Early Events in Populus Hybrid and Fagus sylvatica Leaves Exposed to Ozone

1Dipartimento di Biotecnologie Agrarie, Sezione di Botanica Applicata e Ambientale, Università di Firenze, Italy
2Dipartimento di Produzione Vegetale, Università di Milano, Italy
3Istituto di Fisica Applicata “Nello Carrara” - IFAC Consiglio Nazionale delle Ricerche, Firenze, Italy
4Dipartimento di Matematica e Fisica Università di Cattolica del Sacro Cuore, Brescia and Fondazione Lombardia per l'Ambiente, Milano, Italy

Received 10 January 2010; Revised 16 March 2010; Accepted 17 March 2010

Academic Editor: Arthur Chappelka

Copyright © 2010 R. Desotgiu et al.


This paper aims to investigate early responses to ozone in leaves of Fagus sylvatica (beech) and Populus maximowiczii x Populus berolinensis (poplar).
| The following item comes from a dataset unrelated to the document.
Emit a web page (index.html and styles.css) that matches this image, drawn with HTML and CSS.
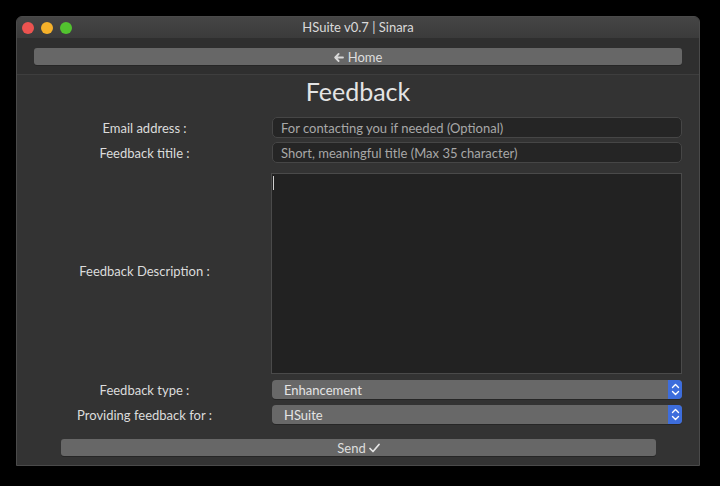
FILE: index.html
```html
<!DOCTYPE html>
<html>
<head>
<meta charset="utf-8">
<link rel="stylesheet" href="styles.css">
</head>
<body>
<div class="window">
  <div class="titlebar">
    <div class="lights">
      <span class="light red"></span>
      <span class="light yellow"></span>
      <span class="light green"></span>
    </div>
    <div class="wtitle">HSuite v0.7 | Sinara</div>
  </div>
  <div class="toolbar">
    <div class="btn home">
      <svg class="arrow" width="10" height="9" viewBox="0 0 10 9"><path d="M9 4.5H2M4.6 1L1.2 4.5L4.6 8" fill="none" stroke="#d8d8d8" stroke-width="1.8" stroke-linecap="round" stroke-linejoin="round"/></svg>
      <span>Home</span>
    </div>
  </div>
  <div class="content">
    <h1 class="heading">Feedback</h1>
    <div class="form">
      <div class="label">Email address :</div>
      <div class="input"><span class="ph">For contacting you if needed (Optional)</span></div>
      <div class="label">Feedback titile :</div>
      <div class="input"><span class="ph">Short, meaningful title (Max 35 character)</span></div>
      <div class="label">Feedback Description :</div>
      <div class="textarea"><span class="caret"></span></div>
      <div class="label sel-label">Feedback type :</div>
      <div class="select"><span class="val">Enhancement</span><span class="stepper"><svg width="9" height="13" viewBox="0 0 9 13"><path d="M1.5 4.5L4.5 1.5L7.5 4.5M1.5 8.5L4.5 11.5L7.5 8.5" fill="none" stroke="#fff" stroke-width="1.4" stroke-linecap="round" stroke-linejoin="round"/></svg></span></div>
      <div class="label sel-label">Providing feedback for :</div>
      <div class="select"><span class="val">HSuite</span><span class="stepper"><svg width="9" height="13" viewBox="0 0 9 13"><path d="M1.5 4.5L4.5 1.5L7.5 4.5M1.5 8.5L4.5 11.5L7.5 8.5" fill="none" stroke="#fff" stroke-width="1.4" stroke-linecap="round" stroke-linejoin="round"/></svg></span></div>
    </div>
    <div class="btn send">
      <span>Send</span>
      <svg width="11" height="10" viewBox="0 0 11 10"><path d="M1 5.5L4 8.5L10 1.5" fill="none" stroke="#e6e6e6" stroke-width="1.7" stroke-linecap="round" stroke-linejoin="round"/></svg>
    </div>
  </div>
</div>
</body>
</html>
```
FILE: styles.css
```css
* { box-sizing: border-box; }
html, body {
  margin: 0;
  padding: 0;
  background: #000;
  width: 720px;
  height: 486px;
  overflow: hidden;
  font-family: "Lato", "Noto Sans", sans-serif;
  font-size: 13px;
  color: #dcdcdc;
}
.window {
  margin: 16px 0 0 16px;
  width: 684px;
  height: 450px;
  border: 1px solid #4a4a4a;
  border-radius: 6px 6px 0 0;
  background: #333333;
  display: flex;
  flex-direction: column;
  overflow: hidden;
}
.titlebar {
  height: 21px;
  flex: none;
  background: linear-gradient(#454545, #3b3b3b);
  display: flex;
  align-items: center;
  position: relative;
}
.lights {
  display: flex;
  gap: 7px;
  padding-left: 5px;
}
.light {
  width: 12px;
  height: 12px;
  border-radius: 50%;
  display: block;
}
.red { background: #ec5350; }
.yellow { background: #f5b12a; }
.green { background: #52c32f; }
.wtitle {
  position: absolute;
  left: 0;
  right: 0;
  text-align: center;
  top: 2px;
  font-size: 13px;
  color: #dadada;
}
.toolbar {
  height: 37px;
  flex: none;
  background: #2f2f2f;
  padding: 10px 17px 0 17px;
  border-bottom: 1px solid #3e3e3e;
}
.btn {
  background: #676767;
  border-radius: 3px;
  display: flex;
  align-items: center;
  justify-content: center;
  gap: 4px;
  color: #dedede;
  font-size: 13px;
  box-shadow: 0 1px 0 #262626;
}
.home {
  height: 17px;
}
.arrow { margin-top: 1px; }
.content {
  flex: 1;
  display: flex;
  flex-direction: column;
  background: #333333;
}
.heading {
  margin: 1px 0 0 0;
  font-weight: normal;
  font-size: 25px;
  line-height: 30px;
  text-align: center;
  color: #e4e4e4;
}
.form {
  margin-top: 11px;
  display: grid;
  grid-template-columns: 255px 410px;
  row-gap: 4px;
  align-items: center;
}
.label {
  text-align: center;
  color: #dcdcdc;
}
.input {
  height: 21px;
  background: #252525;
  border: 1px solid #464646;
  border-radius: 5px;
  padding: 0 8px;
  display: flex;
  align-items: center;
}
.ph { color: #a8a8a8; }
.textarea {
  margin-top: 6px;
  height: 201px;
  margin-left: -1px;
  width: 411px;
  background: #222222;
  border: 1px solid #4a4a4a;
  position: relative;
}
.caret {
  position: absolute;
  left: 1px;
  top: 2px;
  width: 1px;
  height: 14px;
  background: #d0d0d0;
}
.sel-label { margin-top: 2px; }
.select {
  margin-top: 2px;
  height: 19px;
  background: #686868;
  border-radius: 4px;
  display: flex;
  align-items: center;
  justify-content: space-between;
  overflow: hidden;
  box-shadow: 0 1px 0 #262626;
}
.val {
  padding-left: 12px;
  color: #e4e4e4;
}
.stepper {
  width: 14px;
  height: 19px;
  background: #3d6ddc;
  display: flex;
  align-items: center;
  justify-content: center;
}
.send {
  margin: 15px 0 0 44px;
  width: 595px;
  height: 17px;
  gap: 3px;
}
```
The experimental setup consisted of four open-air (OA) plots, four charcoal-filtered (CF) open-top chambers (OTCs), and four nonfiltered (NF) OTCs. Qualitative and quantitative analyses were carried out on nonsymptomatic (CF) and symptomatic (NF and OA) leaves of both species. Qualitative analyses were performed applying microscopic techniques: Evans blue staining for detection of cell viability, CeCl3 staining of transmission electron microscope (TEM) samples to detect the accumulation of H2O2, and multispectral fluorescence microimaging and microspectrofluorometry to investigate the accumulation of fluorescent phenolic compounds in the walls of the damaged cells. Quantitative analyses consisted of the analysis of the chlorophyll a fluorescence transients (fast kinetics). The early responses to ozone were demonstrated by the Evans blue and CeCl3 staining techniques that provided evidence of plant responses in both species 1 month before foliar symptoms became visible. The fluorescence transients analysis, too, demonstrated the breakdown of the oxygen evolving system and the inactivation of the end receptors of electrons at a very early stage, both in poplar and in beech. The accumulation of phenolic compounds in the cell walls, on the other hand, was a species-specific response detected in poplar, but not in beech. Evans blue and CeCl3 staining, as well as the multispectral fluorescence microimaging and microspectrofluorometry, can be used to support the field diagnosis of ozone injury, whereas the fast kinetics of chlorophyll fluorescence provides evidence of early physiological responses.